# SHORT PROBLEM
Restate the data word for word and leave the images out.

□ □ □ □ □

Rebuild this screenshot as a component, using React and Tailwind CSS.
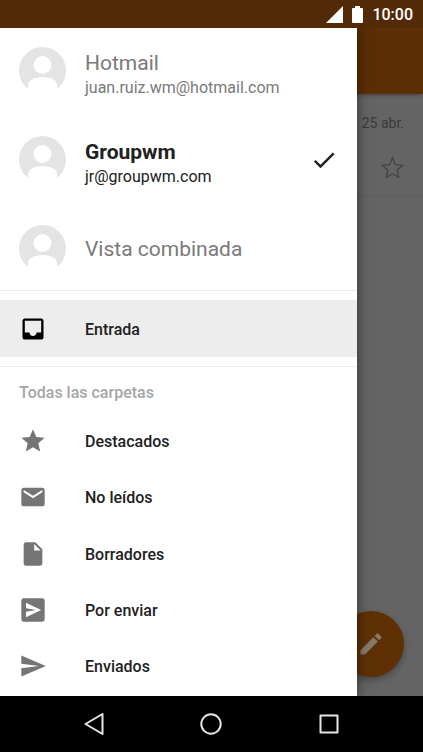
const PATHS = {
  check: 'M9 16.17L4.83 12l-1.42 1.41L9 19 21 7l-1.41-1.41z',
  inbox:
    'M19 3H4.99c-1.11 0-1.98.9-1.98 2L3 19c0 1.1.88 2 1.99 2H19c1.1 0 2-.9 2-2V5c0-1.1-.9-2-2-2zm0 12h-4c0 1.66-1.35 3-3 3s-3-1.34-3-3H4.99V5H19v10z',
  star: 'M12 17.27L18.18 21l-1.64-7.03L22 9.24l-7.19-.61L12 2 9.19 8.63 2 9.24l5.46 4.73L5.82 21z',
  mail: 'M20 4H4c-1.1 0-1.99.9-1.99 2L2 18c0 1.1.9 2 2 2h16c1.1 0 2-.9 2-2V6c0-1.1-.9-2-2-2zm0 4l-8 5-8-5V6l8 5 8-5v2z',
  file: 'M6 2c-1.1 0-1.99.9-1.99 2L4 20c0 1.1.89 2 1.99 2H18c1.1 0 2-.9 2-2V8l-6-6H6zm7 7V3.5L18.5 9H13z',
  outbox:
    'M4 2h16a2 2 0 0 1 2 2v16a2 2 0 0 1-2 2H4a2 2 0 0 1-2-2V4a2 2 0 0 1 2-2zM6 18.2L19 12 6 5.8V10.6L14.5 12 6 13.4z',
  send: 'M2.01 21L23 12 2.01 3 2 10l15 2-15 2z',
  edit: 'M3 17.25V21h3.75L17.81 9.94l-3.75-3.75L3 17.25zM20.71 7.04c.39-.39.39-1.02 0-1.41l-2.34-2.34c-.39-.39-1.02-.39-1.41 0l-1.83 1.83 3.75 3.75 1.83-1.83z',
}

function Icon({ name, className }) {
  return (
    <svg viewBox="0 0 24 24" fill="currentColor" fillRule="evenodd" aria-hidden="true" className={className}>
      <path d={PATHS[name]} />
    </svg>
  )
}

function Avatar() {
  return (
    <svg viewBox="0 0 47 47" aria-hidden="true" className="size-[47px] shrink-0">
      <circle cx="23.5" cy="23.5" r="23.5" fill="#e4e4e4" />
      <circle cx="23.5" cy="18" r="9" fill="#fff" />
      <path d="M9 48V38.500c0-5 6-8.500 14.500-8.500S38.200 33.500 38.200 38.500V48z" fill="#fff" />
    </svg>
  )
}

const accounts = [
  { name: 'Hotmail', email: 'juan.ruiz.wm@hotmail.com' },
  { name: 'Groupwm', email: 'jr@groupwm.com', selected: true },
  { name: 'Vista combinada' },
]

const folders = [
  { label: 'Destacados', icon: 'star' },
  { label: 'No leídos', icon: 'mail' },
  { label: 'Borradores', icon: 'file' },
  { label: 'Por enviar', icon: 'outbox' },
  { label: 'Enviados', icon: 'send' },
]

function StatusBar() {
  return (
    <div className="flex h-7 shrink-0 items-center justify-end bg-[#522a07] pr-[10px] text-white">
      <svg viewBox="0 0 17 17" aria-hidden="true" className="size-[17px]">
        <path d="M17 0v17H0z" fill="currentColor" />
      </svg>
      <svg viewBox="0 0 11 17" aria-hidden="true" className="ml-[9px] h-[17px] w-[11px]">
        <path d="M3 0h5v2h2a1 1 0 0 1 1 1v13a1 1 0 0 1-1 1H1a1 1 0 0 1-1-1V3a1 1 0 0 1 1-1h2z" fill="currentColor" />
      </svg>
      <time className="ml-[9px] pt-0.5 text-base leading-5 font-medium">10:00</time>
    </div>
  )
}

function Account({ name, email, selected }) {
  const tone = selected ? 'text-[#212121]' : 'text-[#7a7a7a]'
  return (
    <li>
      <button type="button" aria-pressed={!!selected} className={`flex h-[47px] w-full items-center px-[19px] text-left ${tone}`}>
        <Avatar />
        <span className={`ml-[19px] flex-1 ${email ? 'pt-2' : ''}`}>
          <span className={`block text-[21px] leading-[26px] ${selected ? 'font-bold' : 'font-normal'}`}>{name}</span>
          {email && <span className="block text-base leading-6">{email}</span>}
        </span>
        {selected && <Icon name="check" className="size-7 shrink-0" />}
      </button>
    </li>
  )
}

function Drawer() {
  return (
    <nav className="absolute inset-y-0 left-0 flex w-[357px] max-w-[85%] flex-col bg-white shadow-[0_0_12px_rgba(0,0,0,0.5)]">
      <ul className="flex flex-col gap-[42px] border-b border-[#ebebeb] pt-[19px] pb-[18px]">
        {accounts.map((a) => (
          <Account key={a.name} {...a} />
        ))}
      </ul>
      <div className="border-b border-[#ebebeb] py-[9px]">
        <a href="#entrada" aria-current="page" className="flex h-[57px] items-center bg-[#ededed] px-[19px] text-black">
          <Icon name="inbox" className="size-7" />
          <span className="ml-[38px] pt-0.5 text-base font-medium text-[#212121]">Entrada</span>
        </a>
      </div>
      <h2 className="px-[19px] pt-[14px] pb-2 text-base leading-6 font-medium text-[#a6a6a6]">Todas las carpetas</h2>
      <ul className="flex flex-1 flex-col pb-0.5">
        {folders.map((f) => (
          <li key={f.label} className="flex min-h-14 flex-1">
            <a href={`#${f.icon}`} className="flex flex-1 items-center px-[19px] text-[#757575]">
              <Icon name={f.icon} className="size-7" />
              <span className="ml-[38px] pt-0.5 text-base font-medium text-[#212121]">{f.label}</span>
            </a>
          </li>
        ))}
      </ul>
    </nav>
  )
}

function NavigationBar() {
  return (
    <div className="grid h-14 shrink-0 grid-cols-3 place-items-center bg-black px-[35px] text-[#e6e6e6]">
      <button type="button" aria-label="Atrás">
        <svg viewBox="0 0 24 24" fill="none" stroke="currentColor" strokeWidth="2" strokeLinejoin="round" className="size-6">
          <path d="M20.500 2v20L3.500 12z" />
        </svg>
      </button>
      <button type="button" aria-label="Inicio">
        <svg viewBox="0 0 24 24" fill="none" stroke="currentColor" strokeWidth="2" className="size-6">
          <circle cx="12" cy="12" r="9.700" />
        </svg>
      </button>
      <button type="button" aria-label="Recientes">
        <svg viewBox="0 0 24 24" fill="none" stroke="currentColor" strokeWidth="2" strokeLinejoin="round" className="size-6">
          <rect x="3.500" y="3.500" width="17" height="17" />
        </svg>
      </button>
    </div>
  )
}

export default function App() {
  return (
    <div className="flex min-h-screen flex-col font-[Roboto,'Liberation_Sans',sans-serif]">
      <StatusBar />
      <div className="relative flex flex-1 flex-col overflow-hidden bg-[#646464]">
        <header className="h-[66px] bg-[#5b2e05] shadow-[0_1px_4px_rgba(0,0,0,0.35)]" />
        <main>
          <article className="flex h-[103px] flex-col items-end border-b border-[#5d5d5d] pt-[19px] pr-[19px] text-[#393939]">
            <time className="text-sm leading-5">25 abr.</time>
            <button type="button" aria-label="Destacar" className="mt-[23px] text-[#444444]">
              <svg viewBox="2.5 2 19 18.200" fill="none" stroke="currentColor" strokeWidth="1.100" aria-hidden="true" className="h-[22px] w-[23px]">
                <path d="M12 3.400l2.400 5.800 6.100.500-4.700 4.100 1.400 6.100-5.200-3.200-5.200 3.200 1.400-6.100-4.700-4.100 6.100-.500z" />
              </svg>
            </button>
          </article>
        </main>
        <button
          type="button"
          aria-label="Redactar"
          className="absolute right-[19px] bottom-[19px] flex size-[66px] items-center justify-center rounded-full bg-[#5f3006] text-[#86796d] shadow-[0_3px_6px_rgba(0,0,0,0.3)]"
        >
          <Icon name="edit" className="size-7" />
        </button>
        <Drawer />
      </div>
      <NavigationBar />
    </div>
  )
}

□ □ □ □ □

# TASK RESULT
Rebuild this screenshot as a component, using React and Tailwind CSS.
const PATHS = {
  check: 'M9 16.17L4.83 12l-1.42 1.41L9 19 21 7l-1.41-1.41z',
  inbox:
    'M19 3H4.99c-1.11 0-1.98.9-1.98 2L3 19c0 1.1.88 2 1.99 2H19c1.1 0 2-.9 2-2V5c0-1.1-.9-2-2-2zm0 12h-4c0 1.66-1.35 3-3 3s-3-1.34-3-3H4.99V5H19v10z',
  star: 'M12 17.27L18.18 21l-1.64-7.03L22 9.24l-7.19-.61L12 2 9.19 8.63 2 9.24l5.46 4.73L5.82 21z',
  mail: 'M20 4H4c-1.1 0-1.99.9-1.99 2L2 18c0 1.1.9 2 2 2h16c1.1 0 2-.9 2-2V6c0-1.1-.9-2-2-2zm0 4l-8 5-8-5V6l8 5 8-5v2z',
  file: 'M6 2c-1.1 0-1.99.9-1.99 2L4 20c0 1.1.89 2 1.99 2H18c1.1 0 2-.9 2-2V8l-6-6H6zm7 7V3.5L18.5 9H13z',
  outbox:
    'M4 2h16a2 2 0 0 1 2 2v16a2 2 0 0 1-2 2H4a2 2 0 0 1-2-2V4a2 2 0 0 1 2-2zM6 18.2L19 12 6 5.8V10.6L14.5 12 6 13.4z',
  send: 'M2.01 21L23 12 2.01 3 2 10l15 2-15 2z',
  edit: 'M3 17.25V21h3.75L17.81 9.94l-3.75-3.75L3 17.25zM20.71 7.04c.39-.39.39-1.02 0-1.41l-2.34-2.34c-.39-.39-1.02-.39-1.41 0l-1.83 1.83 3.75 3.75 1.83-1.83z',
}

function Icon({ name, className }) {
  return (
    <svg viewBox="0 0 24 24" fill="currentColor" fillRule="evenodd" aria-hidden="true" className={className}>
      <path d={PATHS[name]} />
    </svg>
  )
}

function Avatar() {
  return (
    <svg viewBox="0 0 47 47" aria-hidden="true" className="size-[47px] shrink-0">
      <circle cx="23.5" cy="23.5" r="23.5" fill="#e4e4e4" />
      <circle cx="23.5" cy="18" r="9" fill="#fff" />
      <path d="M9 48V38.500c0-5 6-8.500 14.500-8.500S38.200 33.500 38.200 38.500V48z" fill="#fff" />
    </svg>
  )
}

const accounts = [
  { name: 'Hotmail', email: 'juan.ruiz.wm@hotmail.com' },
  { name: 'Groupwm', email: 'jr@groupwm.com', selected: true },
  { name: 'Vista combinada' },
]

const folders = [
  { label: 'Destacados', icon: 'star' },
  { label: 'No leídos', icon: 'mail' },
  { label: 'Borradores', icon: 'file' },
  { label: 'Por enviar', icon: 'outbox' },
  { label: 'Enviados', icon: 'send' },
]

function StatusBar() {
  return (
    <div className="flex h-7 shrink-0 items-center justify-end bg-[#522a07] pr-[10px] text-white">
      <svg viewBox="0 0 17 17" aria-hidden="true" className="size-[17px]">
        <path d="M17 0v17H0z" fill="currentColor" />
      </svg>
      <svg viewBox="0 0 11 17" aria-hidden="true" className="ml-[9px] h-[17px] w-[11px]">
        <path d="M3 0h5v2h2a1 1 0 0 1 1 1v13a1 1 0 0 1-1 1H1a1 1 0 0 1-1-1V3a1 1 0 0 1 1-1h2z" fill="currentColor" />
      </svg>
      <time className="ml-[9px] pt-0.5 text-base leading-5 font-medium">10:00</time>
    </div>
  )
}

function Account({ name, email, selected }) {
  const tone = selected ? 'text-[#212121]' : 'text-[#7a7a7a]'
  return (
    <li>
      <button type="button" aria-pressed={!!selected} className={`flex h-[47px] w-full items-center px-[19px] text-left ${tone}`}>
        <Avatar />
        <span className={`ml-[19px] flex-1 ${email ? 'pt-2' : ''}`}>
          <span className={`block text-[21px] leading-[26px] ${selected ? 'font-bold' : 'font-normal'}`}>{name}</span>
          {email && <span className="block text-base leading-6">{email}</span>}
        </span>
        {selected && <Icon name="check" className="size-7 shrink-0" />}
      </button>
    </li>
  )
}

function Drawer() {
  return (
    <nav className="absolute inset-y-0 left-0 flex w-[357px] max-w-[85%] flex-col bg-white shadow-[0_0_12px_rgba(0,0,0,0.5)]">
      <ul className="flex flex-col gap-[42px] border-b border-[#ebebeb] pt-[19px] pb-[18px]">
        {accounts.map((a) => (
          <Account key={a.name} {...a} />
        ))}
      </ul>
      <div className="border-b border-[#ebebeb] py-[9px]">
        <a href="#entrada" aria-current="page" className="flex h-[57px] items-center bg-[#ededed] px-[19px] text-black">
          <Icon name="inbox" className="size-7" />
          <span className="ml-[38px] pt-0.5 text-base font-medium text-[#212121]">Entrada</span>
        </a>
      </div>
      <h2 className="px-[19px] pt-[14px] pb-2 text-base leading-6 font-medium text-[#a6a6a6]">Todas las carpetas</h2>
      <ul className="flex flex-1 flex-col pb-0.5">
        {folders.map((f) => (
          <li key={f.label} className="flex min-h-14 flex-1">
            <a href={`#${f.icon}`} className="flex flex-1 items-center px-[19px] text-[#757575]">
              <Icon name={f.icon} className="size-7" />
              <span className="ml-[38px] pt-0.5 text-base font-medium text-[#212121]">{f.label}</span>
            </a>
          </li>
        ))}
      </ul>
    </nav>
  )
}

function NavigationBar() {
  return (
    <div className="grid h-14 shrink-0 grid-cols-3 place-items-center bg-black px-[35px] text-[#e6e6e6]">
      <button type="button" aria-label="Atrás">
        <svg viewBox="0 0 24 24" fill="none" stroke="currentColor" strokeWidth="2" strokeLinejoin="round" className="size-6">
          <path d="M20.500 2v20L3.500 12z" />
        </svg>
      </button>
      <button type="button" aria-label="Inicio">
        <svg viewBox="0 0 24 24" fill="none" stroke="currentColor" strokeWidth="2" className="size-6">
          <circle cx="12" cy="12" r="9.700" />
        </svg>
      </button>
      <button type="button" aria-label="Recientes">
        <svg viewBox="0 0 24 24" fill="none" stroke="currentColor" strokeWidth="2" strokeLinejoin="round" className="size-6">
          <rect x="3.500" y="3.500" width="17" height="17" />
        </svg>
      </button>
    </div>
  )
}

export default function App() {
  return (
    <div className="flex min-h-screen flex-col font-[Roboto,'Liberation_Sans',sans-serif]">
      <StatusBar />
      <div className="relative flex flex-1 flex-col overflow-hidden bg-[#646464]">
        <header className="h-[66px] bg-[#5b2e05] shadow-[0_1px_4px_rgba(0,0,0,0.35)]" />
        <main>
          <article className="flex h-[103px] flex-col items-end border-b border-[#5d5d5d] pt-[19px] pr-[19px] text-[#393939]">
            <time className="text-sm leading-5">25 abr.</time>
            <button type="button" aria-label="Destacar" className="mt-[23px] text-[#444444]">
              <svg viewBox="2.5 2 19 18.200" fill="none" stroke="currentColor" strokeWidth="1.100" aria-hidden="true" className="h-[22px] w-[23px]">
                <path d="M12 3.400l2.400 5.800 6.100.500-4.700 4.100 1.400 6.100-5.200-3.200-5.200 3.200 1.400-6.100-4.700-4.100 6.100-.500z" />
              </svg>
            </button>
          </article>
        </main>
        <button
          type="button"
          aria-label="Redactar"
          className="absolute right-[19px] bottom-[19px] flex size-[66px] items-center justify-center rounded-full bg-[#5f3006] text-[#86796d] shadow-[0_3px_6px_rgba(0,0,0,0.3)]"
        >
          <Icon name="edit" className="size-7" />
        </button>
        <Drawer />
      </div>
      <NavigationBar />
    </div>
  )
}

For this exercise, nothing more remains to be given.